While this is the ideal scenario, in practice it is difficult to achieve.
Although care teams strive to address patient symptoms as they occur, even when services are available, patients often do not feel comfortable reaching out to clinicians about their new or worsening symptoms. Most patients are keenly aware of how busy their oncology care teams are. Rather than “bothering” the team by reporting symptoms or asking questions about side-effect management between visits, patients often opt to wait until their next scheduled appointment. After delays of up to several weeks, it is quite common for patients to have “forgotten” the horrible symptom(s) they experienced right after treatment. Perhaps, in retrospect, the severity of the symptom does not seem so bad.
Sometimes, however, delays in reporting mild or moderate symptoms lead to more severe symptoms that require emergency department visits, hospitalizations, and potentially devastating delays in cancer treatment.
Cancer center protocols for patient communication with care teams vary. At one cancer center, patients may have 24/7 access to a triage nurse via a designated symptom call line. Another cancer center may tell patients to call the general number—often requiring the patient to wait on hold or leave a message for a nurse to call back. For patients experiencing a symptom(s), waiting on hold, or waiting for a call back can exacerbate their discomfort and discourage them from reaching out and receiving timely intervention.
Transitioning to Proactive Symptom Management
Moving from a reactive approach to a proactive approach for cancer symptom management is a goal for many cancer centers and care teams. Actions supporting a proactive approach includes patient outreach on a regular basis, and immediate feedback to patients based on patient reply.
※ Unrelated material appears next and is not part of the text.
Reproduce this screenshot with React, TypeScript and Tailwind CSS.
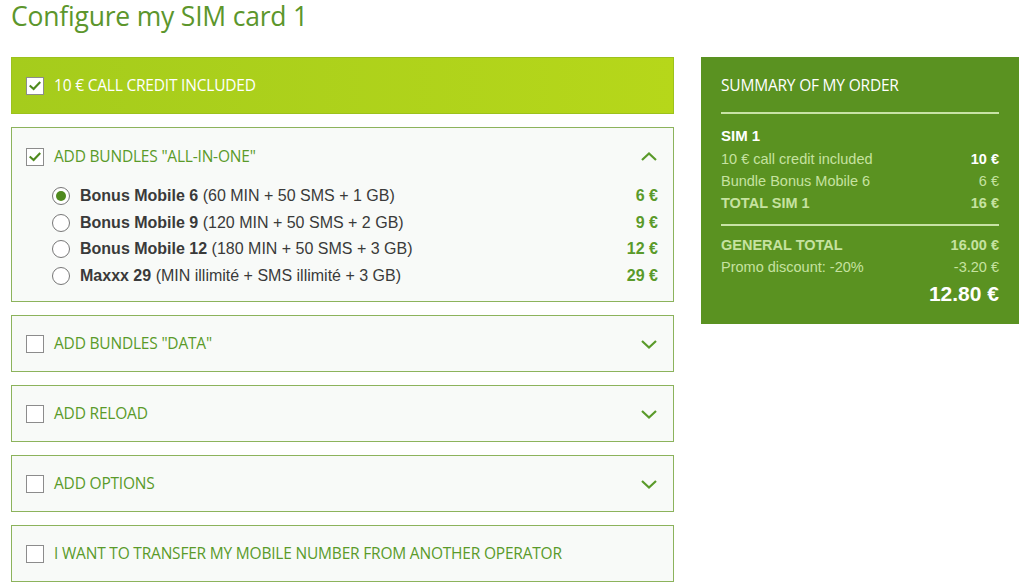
import React from "react";

const Check = () => (
  <svg width="12" height="10" viewBox="0 0 12 10" fill="none">
    <path d="M1.5 5.2 L4.6 8 L10.5 1.8" stroke="#4f8a1e" strokeWidth="2.2" strokeLinecap="square" />
  </svg>
);

const Box = ({ checked }: { checked?: boolean }) => (
  <div className="w-[18px] h-[18px] border border-[#8c8c8c] bg-white flex items-center justify-center shrink-0">
    {checked && <Check />}
  </div>
);

const Chevron = ({ up }: { up?: boolean }) => (
  <svg width="18" height="12" viewBox="0 0 18 12" fill="none" className={up ? "rotate-180" : ""}>
    <path d="M2 3 L9 9.5 L16 3" stroke="#5a9a2a" strokeWidth="2.2" />
  </svg>
);

const Radio = ({ on }: { on?: boolean }) => (
  <div className="w-[18px] h-[18px] rounded-full border border-[#777] bg-white flex items-center justify-center shrink-0">
    {on && <div className="w-[10px] h-[10px] rounded-full bg-[#4f8a1e]" />}
  </div>
);

const head = { fontFamily: '"Open Sans", Lato, sans-serif' };
const arial = { fontFamily: '"Liberation Sans", Arial, sans-serif' };

const labelCls = "ml-[10px] text-[15.5px] font-medium text-[#5a9a2a] tracking-[-0.2px]";

const Card = ({ label, chevron }: { label: string; chevron?: boolean }) => (
  <div className="h-[57px] border border-[#8cb35c] bg-[#f8faf8] flex items-center pl-[14px] pr-[15px]">
    <Box />
    <span className={labelCls} style={head}>{label}</span>
    <div className="ml-auto">{chevron && <Chevron />}</div>
  </div>
);

const bundles = [
  { name: "Bonus Mobile 6", d: "(60 MIN + 50 SMS + 1 GB)", p: "6 €", on: true },
  { name: "Bonus Mobile 9", d: "(120 MIN + 50 SMS + 2 GB)", p: "9 €" },
  { name: "Bonus Mobile 12", d: "(180 MIN + 50 SMS + 3 GB)", p: "12 €" },
  { name: "Maxxx 29", d: "(MIN illimité + SMS illimité + 3 GB)", p: "29 €" },
];

export default function App() {
  return (
    <div className="w-[1024px] h-[588px] bg-white overflow-hidden">
      <h1 className="pl-[11px] text-[26.5px] leading-[32px] text-[#5c962c] tracking-[-0.2px]" style={head}>
        Configure my SIM card 1
      </h1>
      <div className="flex mt-[25px] pl-[11px]">
        <div className="w-[663px] flex flex-col gap-[13px]">
          <div className="h-[57px] border border-[#9cc21c] bg-gradient-to-r from-[#a5cc1c] to-[#b6d71a] flex items-center pl-[14px]">
            <Box checked />
            <span className="ml-[10px] text-[15.5px] font-medium text-white tracking-[-0.2px]" style={head}>10 € CALL CREDIT INCLUDED</span>
          </div>
          <div className="h-[175px] border border-[#8cb35c] bg-[#f8faf8] pl-[14px] pr-[15px] pt-[19px]">
            <div className="flex items-center h-[20px]">
              <Box checked />
              <span className={labelCls} style={head}>ADD BUNDLES "ALL-IN-ONE"</span>
              <div className="ml-auto"><Chevron up /></div>
            </div>
            <div className="mt-[20px] pl-[26px] flex flex-col gap-[8px]" style={arial}>
              {bundles.map((b) => (
                <div key={b.name} className="flex items-center h-[18.5px] text-[16px] text-[#3a3a3a]">
                  <Radio on={b.on} />
                  <span className="ml-[10px]"><b>{b.name}</b> {b.d}</span>
                  <span className="ml-auto font-bold text-[#5a9a2a]">{b.p}</span>
                </div>
              ))}
            </div>
          </div>
          <Card label={'ADD BUNDLES "DATA"'} chevron />
          <Card label="ADD RELOAD" chevron />
          <Card label="ADD OPTIONS" chevron />
          <Card label="I WANT TO TRANSFER MY MOBILE NUMBER FROM ANOTHER OPERATOR" />
        </div>
        <div className="ml-[27px] w-[318px] h-[267px] bg-[#5a9221] px-[20px] pt-[17px]">
          <div className="text-[15.5px] font-medium text-white tracking-[-0.2px] leading-[22px]" style={head}>SUMMARY OF MY ORDER</div>
          <div className="mt-[16px] h-[2px] bg-[#c9e3a6]" />
          <div className="mt-[12px] text-[15px] font-bold text-white leading-[20px]" style={arial}>SIM 1</div>
          <div className="text-[14.5px] leading-[22px] text-[#c6e2a0] mt-[2px]" style={arial}>
            <div className="flex"><span>10 € call credit included</span><span className="ml-auto font-bold text-white">10 €</span></div>
            <div className="flex"><span>Bundle Bonus Mobile 6</span><span className="ml-auto">6 €</span></div>
            <div className="flex font-bold"><span>TOTAL SIM 1</span><span className="ml-auto">16 €</span></div>
          </div>
          <div className="mt-[10px] h-[2px] bg-[#c9e3a6]" />
          <div className="text-[14.5px] leading-[22px] text-[#c6e2a0] mt-[8px]" style={arial}>
            <div className="flex font-bold"><span>GENERAL TOTAL</span><span className="ml-auto">16.00 €</span></div>
            <div className="flex"><span>Promo discount: -20%</span><span className="ml-auto">-3.20 €</span></div>
          </div>
          <div className="text-right text-[21px] font-bold text-white leading-[28px] mt-[2px]" style={arial}>12.80 €</div>
        </div>
      </div>
    </div>
  );
}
Operationalizing of this may include sending out regular symptom surveys and providing self-management strategies for mild symptoms reported. For those symptoms which require intervention, automated alerting to care team within the EMR is ideal for care teams to respond at the right time when patients are in need.
In this proactive approach, the lens through which care teams view symptom calls must change. Instead of being viewed as extra work or unplanned work, responding to patient calls and providing timely symptom management should be seen as a staple of caring for the patient when the patient needs the team most. Transitioning to a proactive symptom management approach enables timely interventions and higher quality, more-focused clinical decisions that ultimately result in better patient outcomes.